--- Start of STORED DATA ---

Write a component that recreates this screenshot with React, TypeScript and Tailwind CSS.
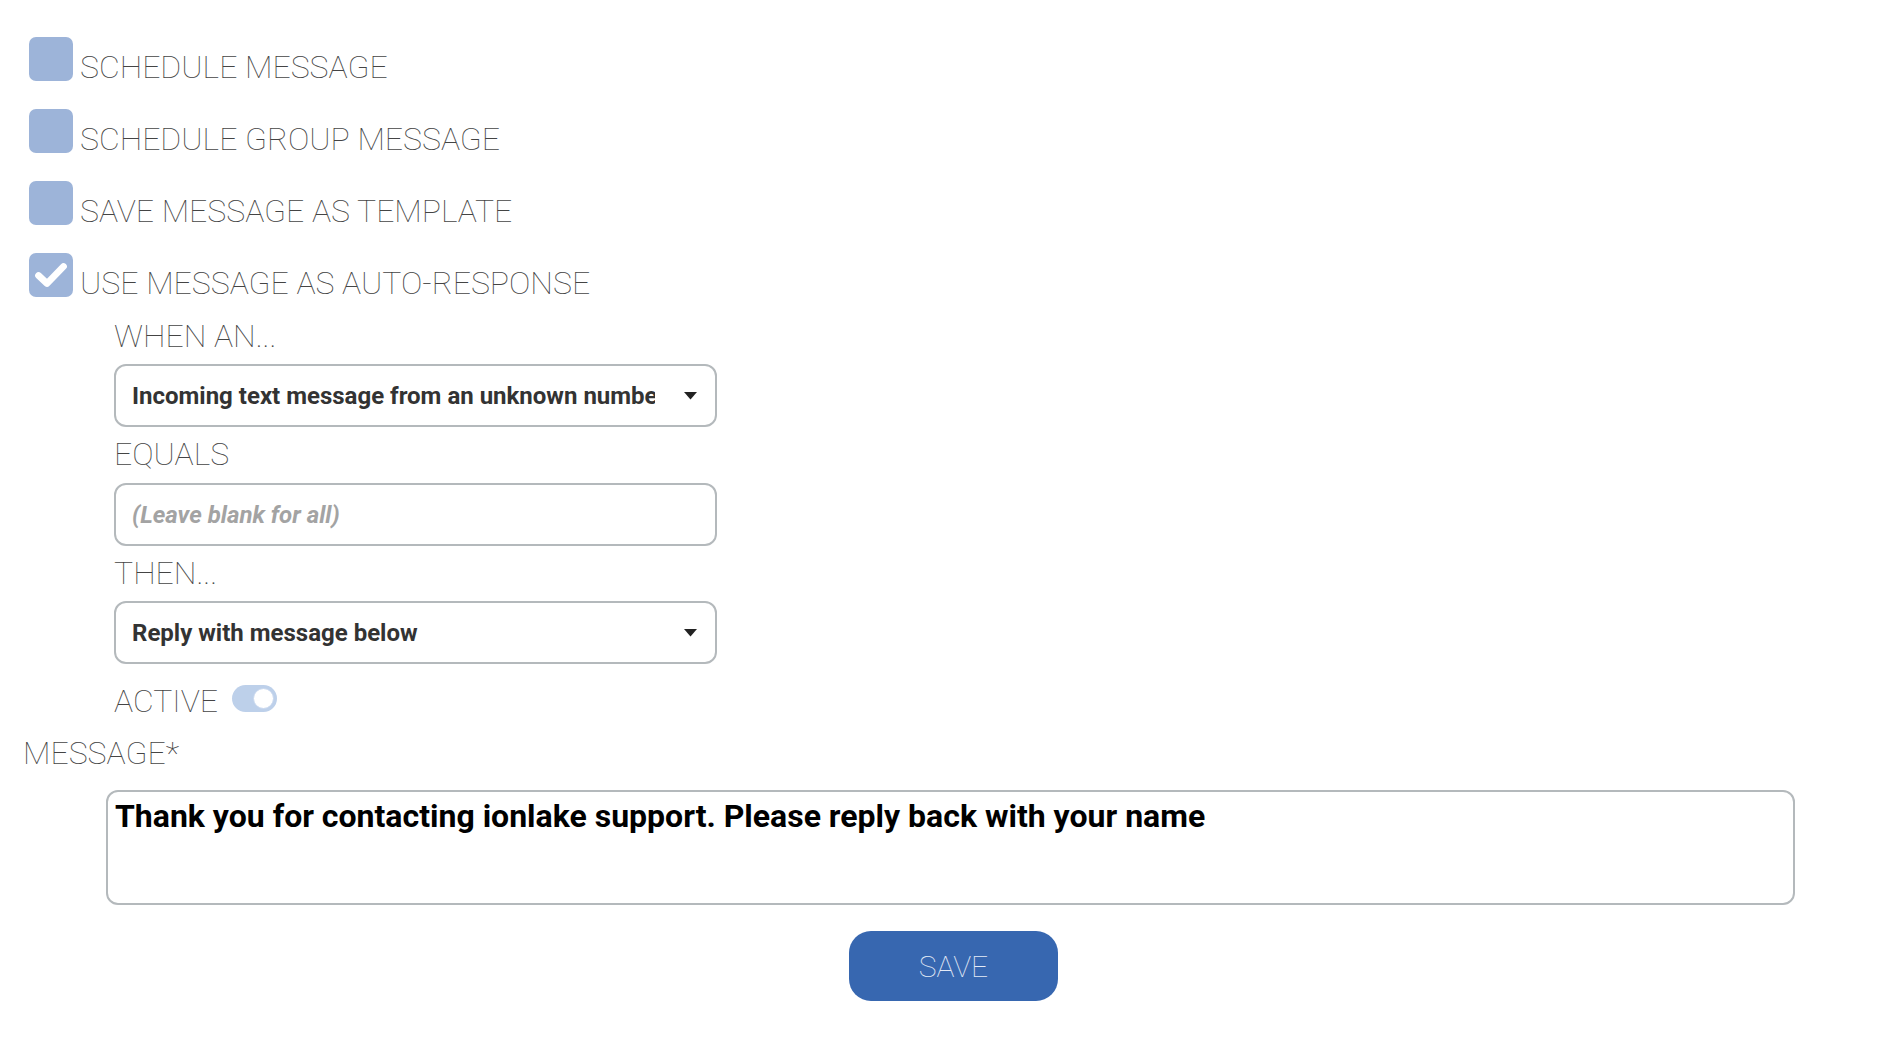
const OPTIONS = [
  { label: "SCHEDULE MESSAGE", checked: false },
  { label: "SCHEDULE GROUP MESSAGE", checked: false },
  { label: "SAVE MESSAGE AS TEMPLATE", checked: false },
  { label: "USE MESSAGE AS AUTO-RESPONSE", checked: true },
];

const labelCls = "text-[32px] leading-[32px] font-thin text-[#444]";

function Caret() {
  return (
    <svg width="13" height="8" viewBox="0 0 13 8" className="shrink-0">
      <path d="M0 0 L13 0 L6.5 7.5 Z" fill="#222" />
    </svg>
  );
}

function FakeSelect({ value }: { value: string }) {
  return (
    <div className="flex h-[63px] w-[603px] items-center rounded-[12px] border-2 border-[#b4b9bc] bg-white pl-4 pr-[18px]">
      <span className="w-[523px] overflow-hidden whitespace-nowrap text-[24px] font-bold text-[#333]">
        {value}
      </span>
      <div className="flex flex-1 justify-end">
        <Caret />
      </div>
    </div>
  );
}

export default function App() {
  return (
    <div
      className="min-h-screen bg-white pl-[23px] pt-[37px]"
      style={{ fontFamily: "Roboto, 'Liberation Sans', sans-serif" }}
    >
      <div className="flex flex-col gap-[28px] pl-[6px]">
        {OPTIONS.map((opt) => (
          <div key={opt.label} className="flex h-[44px] gap-[7px]">
            <div className="flex h-[44px] w-[44px] shrink-0 items-center justify-center rounded-[7px] bg-[#9db4d9]">
              {opt.checked && (
                <svg width="34" height="28" viewBox="0 0 30 24">
                  <path
                    d="M4 12.5 L11.5 19.5 L26 4.5"
                    fill="none"
                    stroke="white"
                    strokeWidth="6"
                    strokeLinecap="round"
                    strokeLinejoin="round"
                  />
                </svg>
              )}
            </div>
            <span className={`${labelCls} mt-[14px] whitespace-nowrap`}>
              {opt.label}
            </span>
          </div>
        ))}
      </div>

      <div className="flex flex-col pl-[91px]">
        <span className={`${labelCls} mt-[23px]`}>WHEN AN...</span>
        <div className="mt-[12px]">
          <FakeSelect value="Incoming text message from an unknown number" />
        </div>
        <span className={`${labelCls} mt-[11px]`}>EQUALS</span>
        <input
          className="mt-[13px] h-[63px] w-[603px] rounded-[12px] border-2 border-[#b4b9bc] bg-white pl-4 text-[24px] font-bold italic text-[#333] outline-none placeholder:text-[#a3a3a3]"
          placeholder="(Leave blank for all)"
        />
        <span className={`${labelCls} mt-[11px]`}>THEN...</span>
        <div className="mt-[12px]">
          <FakeSelect value="Reply with message below" />
        </div>
        <div className="mt-[21px] flex items-start gap-[14px]">
          <span className={labelCls}>ACTIVE</span>
          <div className="flex h-[27px] w-[45px] items-center justify-end rounded-full bg-[#bdd0ea] pr-[3px]">
            <div className="h-[21px] w-[21px] rounded-full border border-[#c8d7ee] bg-white" />
          </div>
        </div>
      </div>

      <span className={`${labelCls} mt-[20px] block`}>MESSAGE*</span>

      <div className="pl-[83px] pr-[89px]">
        <textarea
          readOnly
          defaultValue="Thank you for contacting ionlake support. Please reply back with your name"
          className="mt-[21px] block h-[115px] w-full resize-none rounded-[12px] border-2 border-[#b4b9bc] bg-white px-[7px] pt-0 text-[32px] font-bold text-black outline-none"
        />
      </div>

      <div className="flex justify-center pt-[26px] pb-10">
        <button className="flex h-[70px] w-[209px] items-center justify-center rounded-[22px] bg-[#3767b0] text-[30px] font-thin text-[#e4ebf7]">
          SAVE
        </button>
      </div>
    </div>
  );
}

--- End of STORED DATA ---

> _JOB_: Return each line from the material above exactly, but not the pictures.

> _RESULT BELOW_:
Write a component that recreates this screenshot with React, TypeScript and Tailwind CSS.
const OPTIONS = [
  { label: "SCHEDULE MESSAGE", checked: false },
  { label: "SCHEDULE GROUP MESSAGE", checked: false },
  { label: "SAVE MESSAGE AS TEMPLATE", checked: false },
  { label: "USE MESSAGE AS AUTO-RESPONSE", checked: true },
];

const labelCls = "text-[32px] leading-[32px] font-thin text-[#444]";

function Caret() {
  return (
    <svg width="13" height="8" viewBox="0 0 13 8" className="shrink-0">
      <path d="M0 0 L13 0 L6.5 7.5 Z" fill="#222" />
    </svg>
  );
}

function FakeSelect({ value }: { value: string }) {
  return (
    <div className="flex h-[63px] w-[603px] items-center rounded-[12px] border-2 border-[#b4b9bc] bg-white pl-4 pr-[18px]">
      <span className="w-[523px] overflow-hidden whitespace-nowrap text-[24px] font-bold text-[#333]">
        {value}
      </span>
      <div className="flex flex-1 justify-end">
        <Caret />
      </div>
    </div>
  );
}

export default function App() {
  return (
    <div
      className="min-h-screen bg-white pl-[23px] pt-[37px]"
      style={{ fontFamily: "Roboto, 'Liberation Sans', sans-serif" }}
    >
      <div className="flex flex-col gap-[28px] pl-[6px]">
        {OPTIONS.map((opt) => (
          <div key={opt.label} className="flex h-[44px] gap-[7px]">
            <div className="flex h-[44px] w-[44px] shrink-0 items-center justify-center rounded-[7px] bg-[#9db4d9]">
              {opt.checked && (
                <svg width="34" height="28" viewBox="0 0 30 24">
                  <path
                    d="M4 12.5 L11.5 19.5 L26 4.5"
                    fill="none"
                    stroke="white"
                    strokeWidth="6"
                    strokeLinecap="round"
                    strokeLinejoin="round"
                  />
                </svg>
              )}
            </div>
            <span className={`${labelCls} mt-[14px] whitespace-nowrap`}>
              {opt.label}
            </span>
          </div>
        ))}
      </div>

      <div className="flex flex-col pl-[91px]">
        <span className={`${labelCls} mt-[23px]`}>WHEN AN...</span>
        <div className="mt-[12px]">
          <FakeSelect value="Incoming text message from an unknown number" />
        </div>
        <span className={`${labelCls} mt-[11px]`}>EQUALS</span>
        <input
          className="mt-[13px] h-[63px] w-[603px] rounded-[12px] border-2 border-[#b4b9bc] bg-white pl-4 text-[24px] font-bold italic text-[#333] outline-none placeholder:text-[#a3a3a3]"
          placeholder="(Leave blank for all)"
        />
        <span className={`${labelCls} mt-[11px]`}>THEN...</span>
        <div className="mt-[12px]">
          <FakeSelect value="Reply with message below" />
        </div>
        <div className="mt-[21px] flex items-start gap-[14px]">
          <span className={labelCls}>ACTIVE</span>
          <div className="flex h-[27px] w-[45px] items-center justify-end rounded-full bg-[#bdd0ea] pr-[3px]">
            <div className="h-[21px] w-[21px] rounded-full border border-[#c8d7ee] bg-white" />
          </div>
        </div>
      </div>

      <span className={`${labelCls} mt-[20px] block`}>MESSAGE*</span>

      <div className="pl-[83px] pr-[89px]">
        <textarea
          readOnly
          defaultValue="Thank you for contacting ionlake support. Please reply back with your name"
          className="mt-[21px] block h-[115px] w-full resize-none rounded-[12px] border-2 border-[#b4b9bc] bg-white px-[7px] pt-0 text-[32px] font-bold text-black outline-none"
        />
      </div>

      <div className="flex justify-center pt-[26px] pb-10">
        <button className="flex h-[70px] w-[209px] items-center justify-center rounded-[22px] bg-[#3767b0] text-[30px] font-thin text-[#e4ebf7]">
          SAVE
        </button>
      </div>
    </div>
  );
}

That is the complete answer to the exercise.